Bill Owens shoots project for Historical Society
Daily life in Hayward captured, preserved
Noted 'Suburbia' photographer shoots project for Historical Society
By Rachel Cohen, STAFF WRITER
Article Last Updated: 05/25/2007 02:59:09 AM PDT
HAYWARD — A live baby under a Christmas tree. A Hayward High parade with homecoming royalty riding in a convertible down B Street. Tommy's Donuts on Foothill Boulevard.
All are images of everyday modern life.
"I wanted to touch the pulse of the community, which is really the pulse of America," said photographer Bill Owens. "Hayward is fortunate it still has its character. It has not been completely stripped and modernized."
It has been 35 years since Owens published "Suburbia," a photographic study of suburban California life and its rituals. The critically acclaimed collection launched him into the San Francisco Museum of Modern Art and international collections.
"He's known all over the world, and he's here in Hayward," said Jim DeMersman, director of the Hayward Area Historical Society, which commissioned Owens to shoot the Hayward Documentary Project.
Owens submitted some 250 photos in 2006 that he had taken since 2002 to capture life in Hayward, San Lorenzo, Castro Valley and the rest of the Eden Area, all of which now have more than 250,000 residents.
"He has a flair for picking interesting subjects," DeMersman said. "It's a fine job of life at the moment."The moment includes a woman on a cell phone walking across a parking lot to a 99-Cent Store, and another photo of a couple sitting on a park bench, with the caption "They are no longer dating."
"His sense of humor comes through," DeMersman added.
The photos record iconic images such as the 12-foot roller skater at the Valle Vista Skating Center, which is slated to come down this year, as well as more enduring symbols such as the giant praying hands carved from a tree trunk at Lone Tree Cemetery.

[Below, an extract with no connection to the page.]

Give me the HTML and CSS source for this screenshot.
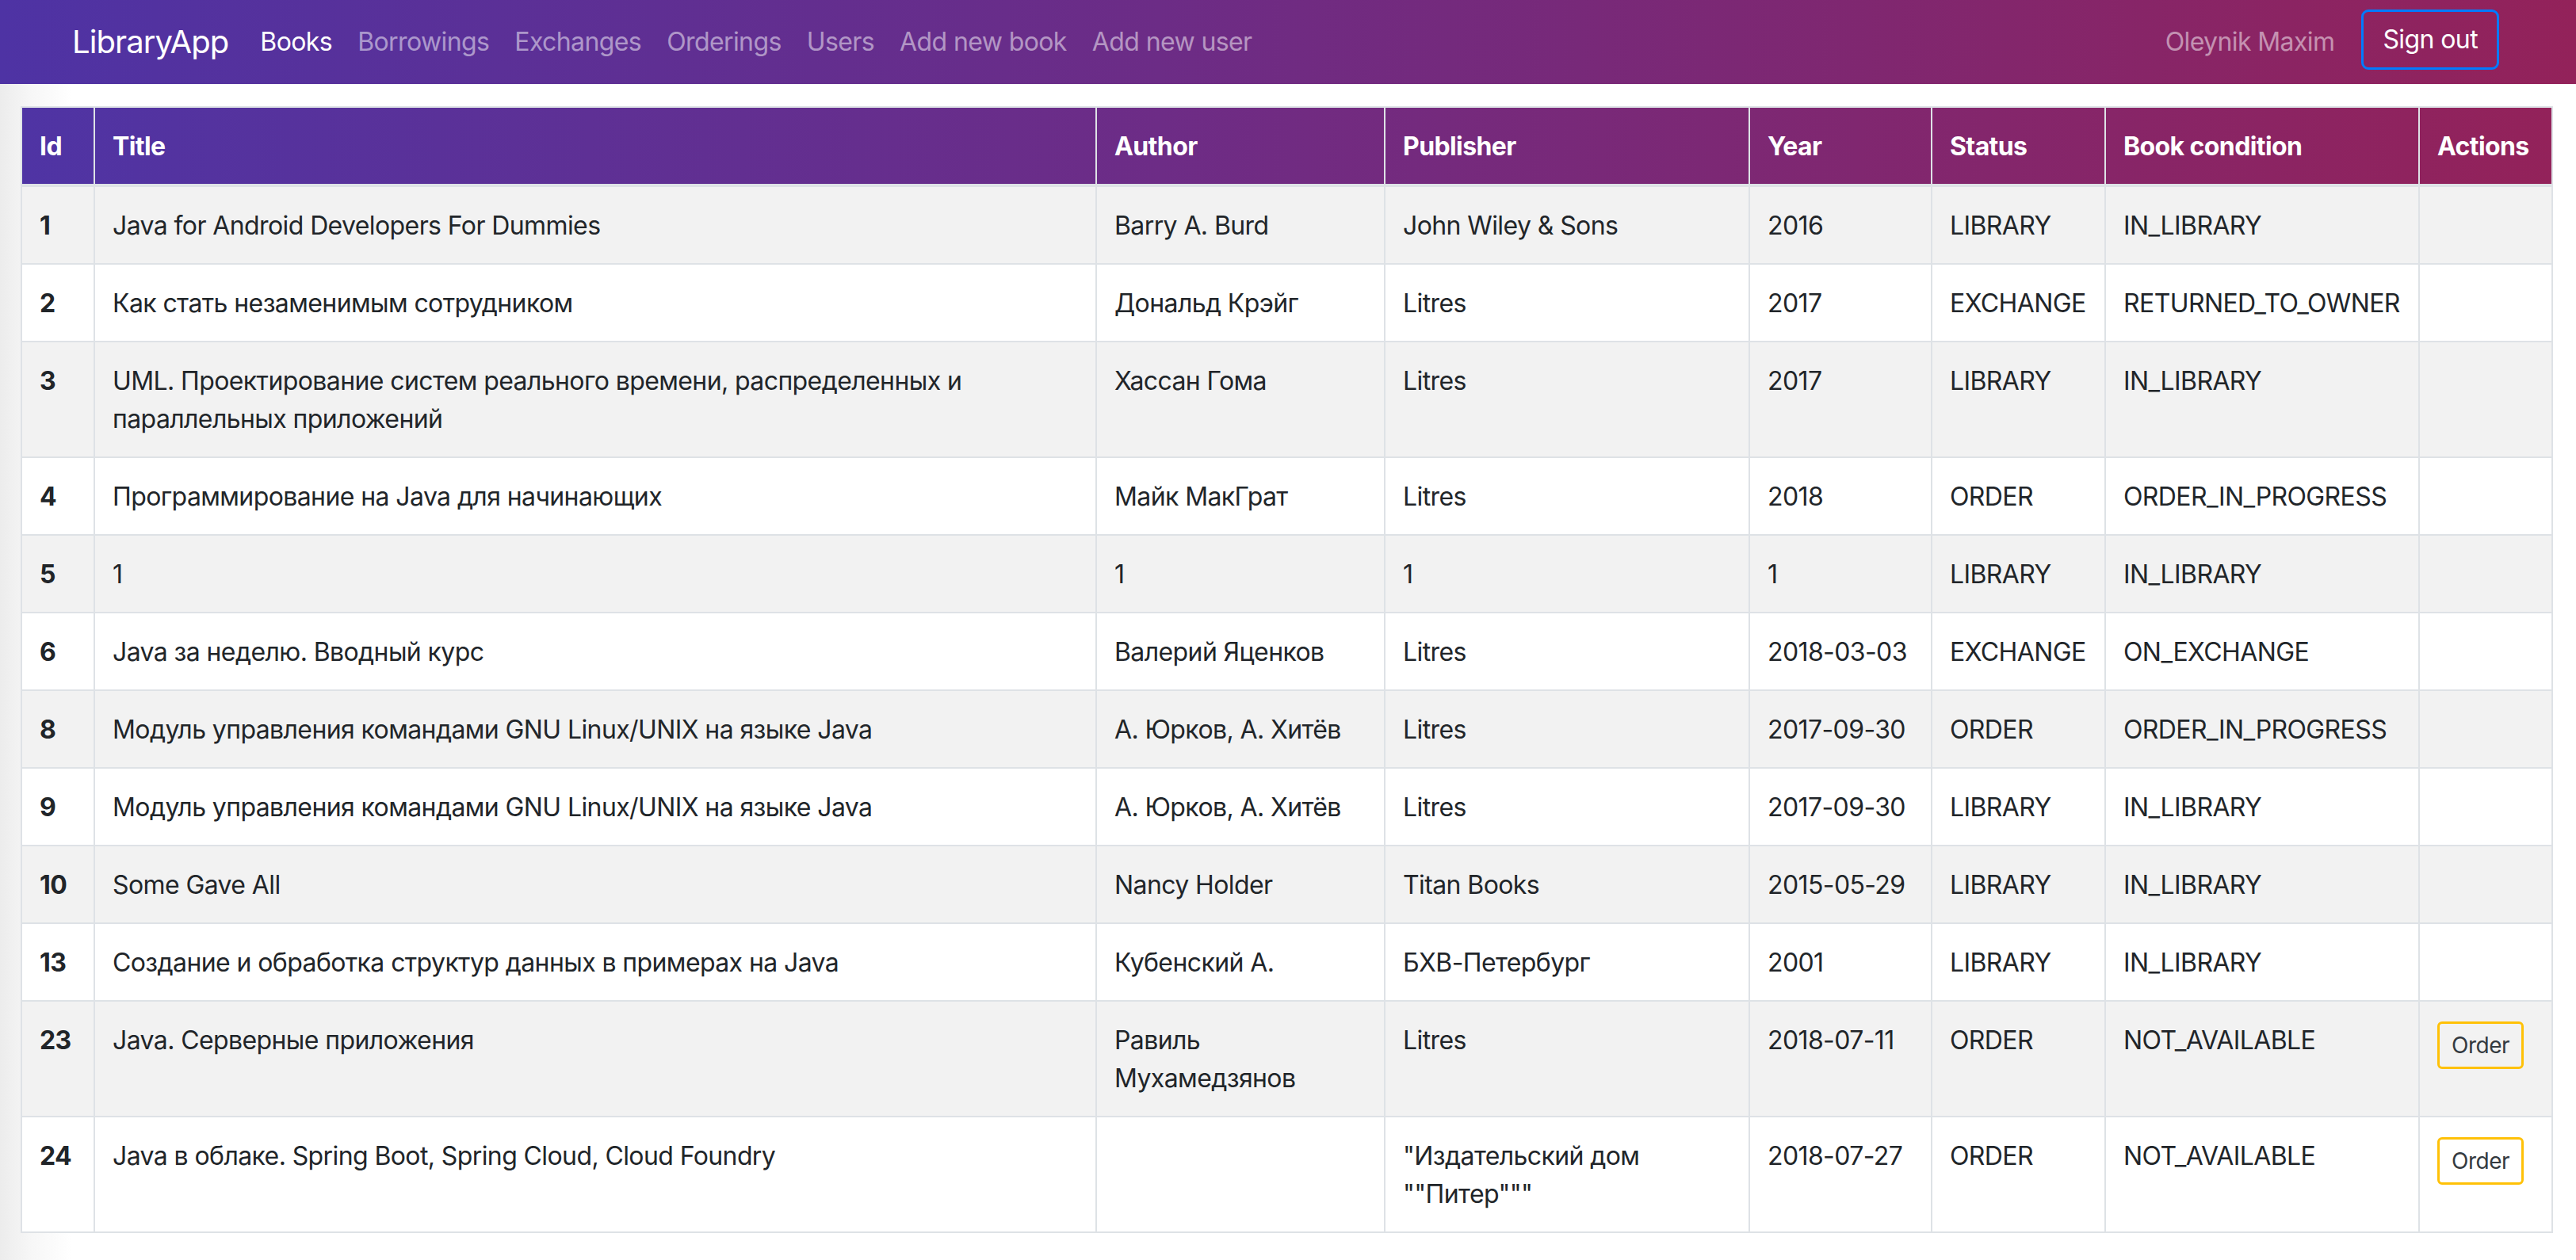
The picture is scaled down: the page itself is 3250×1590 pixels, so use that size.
FILE: index.html
```html
<!DOCTYPE html>
<html lang="en">
<head>
<meta charset="utf-8">
<title>LibraryApp</title>
<link rel="stylesheet" href="styles.css">
</head>
<body>
<nav class="navbar">
  <a class="brand" href="#">LibraryApp</a>
  <ul class="nav">
    <li><a class="nav-link active" href="#">Books</a></li>
    <li><a class="nav-link" href="#">Borrowings</a></li>
    <li><a class="nav-link" href="#">Exchanges</a></li>
    <li><a class="nav-link" href="#">Orderings</a></li>
    <li><a class="nav-link" href="#">Users</a></li>
    <li><a class="nav-link" href="#">Add new book</a></li>
    <li><a class="nav-link" href="#">Add new user</a></li>
  </ul>
  <div class="nav-right">
    <span class="nav-link user">Oleynik Maxim</span>
    <button class="btn-signout" type="button">Sign out</button>
  </div>
</nav>
<main class="content">
  <table class="books">
    <colgroup>
      <col class="c-id"><col class="c-title"><col class="c-author"><col class="c-pub"><col class="c-year"><col class="c-status"><col class="c-cond"><col class="c-act">
    </colgroup>
    <thead>
      <tr><th>Id</th><th>Title</th><th>Author</th><th>Publisher</th><th>Year</th><th>Status</th><th>Book condition</th><th>Actions</th></tr>
    </thead>
    <tbody>
      <tr><th>1</th><td>Java for Android Developers For Dummies</td><td>Barry A. Burd</td><td>John Wiley &amp; Sons</td><td>2016</td><td>LIBRARY</td><td>IN_LIBRARY</td><td></td></tr>
      <tr><th>2</th><td>Как стать незаменимым сотрудником</td><td>Дональд Крэйг</td><td>Litres</td><td>2017</td><td>EXCHANGE</td><td>RETURNED_TO_OWNER</td><td></td></tr>
      <tr><th>3</th><td>UML. Проектирование систем реального времени, распределенных и параллельных приложений</td><td>Хассан Гома</td><td>Litres</td><td>2017</td><td>LIBRARY</td><td>IN_LIBRARY</td><td></td></tr>
      <tr><th>4</th><td>Программирование на Java для начинающих</td><td>Майк МакГрат</td><td>Litres</td><td>2018</td><td>ORDER</td><td>ORDER_IN_PROGRESS</td><td></td></tr>
      <tr><th>5</th><td>1</td><td>1</td><td>1</td><td>1</td><td>LIBRARY</td><td>IN_LIBRARY</td><td></td></tr>
      <tr><th>6</th><td>Java за неделю. Вводный курс</td><td>Валерий Яценков</td><td>Litres</td><td>2018-03-03</td><td>EXCHANGE</td><td>ON_EXCHANGE</td><td></td></tr>
      <tr><th>8</th><td>Модуль управления командами GNU Linux/UNIX на языке Java</td><td>А. Юрков, А. Хитёв</td><td>Litres</td><td>2017-09-30</td><td>ORDER</td><td>ORDER_IN_PROGRESS</td><td></td></tr>
      <tr><th>9</th><td>Модуль управления командами GNU Linux/UNIX на языке Java</td><td>А. Юрков, А. Хитёв</td><td>Litres</td><td>2017-09-30</td><td>LIBRARY</td><td>IN_LIBRARY</td><td></td></tr>
      <tr><th>10</th><td>Some Gave All</td><td>Nancy Holder</td><td>Titan Books</td><td>2015-05-29</td><td>LIBRARY</td><td>IN_LIBRARY</td><td></td></tr>
      <tr><th>13</th><td>Создание и обработка структур данных в примерах на Java</td><td>Кубенский А.</td><td>БХВ-Петербург</td><td>2001</td><td>LIBRARY</td><td>IN_LIBRARY</td><td></td></tr>
      <tr><th>23</th><td>Java. Серверные приложения</td><td>Равиль Мухамедзянов</td><td>Litres</td><td>2018-07-11</td><td>ORDER</td><td>NOT_AVAILABLE</td><td><button class="btn-order" type="button">Order</button></td></tr>
      <tr><th>24</th><td>Java в облаке. Spring Boot, Spring Cloud, Cloud Foundry</td><td></td><td>"Издательский дом ""Питер"""</td><td>2018-07-27</td><td>ORDER</td><td>NOT_AVAILABLE</td><td><button class="btn-order" type="button">Order</button></td></tr>
    </tbody>
  </table>
</main>
</body>
</html>
```
FILE: styles.css
```css
html, body {
  margin: 0;
  padding: 0;
}
body {
  min-height: 1590px;
  font-family: Inter, "Noto Sans", sans-serif;
  font-size: 32px;
  line-height: 48px;
  letter-spacing: -0.6px;
  color: #212529;
  background: linear-gradient(to right, #ececec 0, #f7f7f7 40px, #ffffff 90px);
}
.navbar {
  display: flex;
  align-items: center;
  height: 106px;
  padding: 0 97px 0 91px;
  box-sizing: border-box;
  background: linear-gradient(to right, #4e33a4 0%, #6c2c86 45%, #93225a 100%);
}
.brand {
  font-size: 40px;
  line-height: 60px;
  letter-spacing: -0.9px;
  color: #fff;
  text-decoration: none;
  margin-right: 24px;
}
.nav {
  display: flex;
  list-style: none;
  margin: 0;
  padding: 0;
}
.nav-link {
  display: block;
  padding: 16px;
  color: rgba(255, 255, 255, 0.5);
  text-decoration: none;
}
.nav-link.active {
  color: #fff;
}
.nav-right {
  margin-left: auto;
  display: flex;
  align-items: center;
}
.user {
  margin-right: 18px;
}
.btn-signout {
  font-family: inherit;
  font-size: 32px;
  line-height: 48px;
  letter-spacing: -0.6px;
  color: #fff;
  background: transparent;
  border: 3px solid #007bff;
  border-radius: 9px;
  padding: 11px 24px;
  margin-top: -6px;
}
.content {
  padding: 28px 31px 30px 26px;
}
.books {
  width: 100%;
  table-layout: fixed;
  border-collapse: collapse;
  background: transparent;
}
.c-id { width: 92px; }
.c-title { width: 1264px; }
.c-author { width: 364px; }
.c-pub { width: 460px; }
.c-year { width: 230px; }
.c-status { width: 219px; }
.c-cond { width: 396px; }
.c-act { width: 168px; }
.books th, .books td {
  border: 2px solid #dee2e6;
  padding: 25px 22px 23px;
  text-align: left;
  vertical-align: top;
}
.books thead {
  background: linear-gradient(to right, #4f34a4 0%, #6d2c86 45%, #93225a 100%);
}
.books thead th {
  color: #fff;
  font-weight: 700;
  border-bottom-width: 4px;
}
.books tbody tr:nth-child(odd) {
  background: #f2f2f2;
}
.books tbody tr:nth-child(even) {
  background: #fff;
}
.books tbody th {
  font-weight: 700;
}
.btn-order {
  font-family: inherit;
  font-size: 28px;
  line-height: 42px;
  letter-spacing: -0.5px;
  color: #343a40;
  background: transparent;
  border: 3px solid #ffc107;
  border-radius: 6px;
  padding: 6px 15px;
  margin-top: 0;
}
```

An RV parked in front of a mansion and a white BMW in front of a three-car garage in the Hayward Hills show what people value, DeMersman said. There are also images of cars on Interstate 880 from the West Winton Avenue overpass, as well as a muddle of street and restaurant signs at the downtown Foothill and Mission boulevards intersection that echo Hayward's "Heart of the Bay" slogan.
Owens said his perspective has broadened compared with how he created his books "Our Kind of People" and "Working: I Do It for Money," which were published in the 1970s when he had a young family.
"Every town should have a photographer to do this project versus the Chamber of Commerce or the newspapers, whose photographs are snapshots," Owens said. "I get the bigger view."
The Historical Society, 22701 Main St., has its own photo collection, mostly of images from 1860 to 1980, though it is "almost nonexistent" after that, DeMersman said. Its greatest strength is the World War II era, he added.
The Hayward Documentary Project aimed to look not just at buildings, but culture and how life has changed. Owens' photos for the Hayward Documentary Project likely will not be on public display for another year because the museum is working on arranging them into a paperback book for sale along with the exhibit.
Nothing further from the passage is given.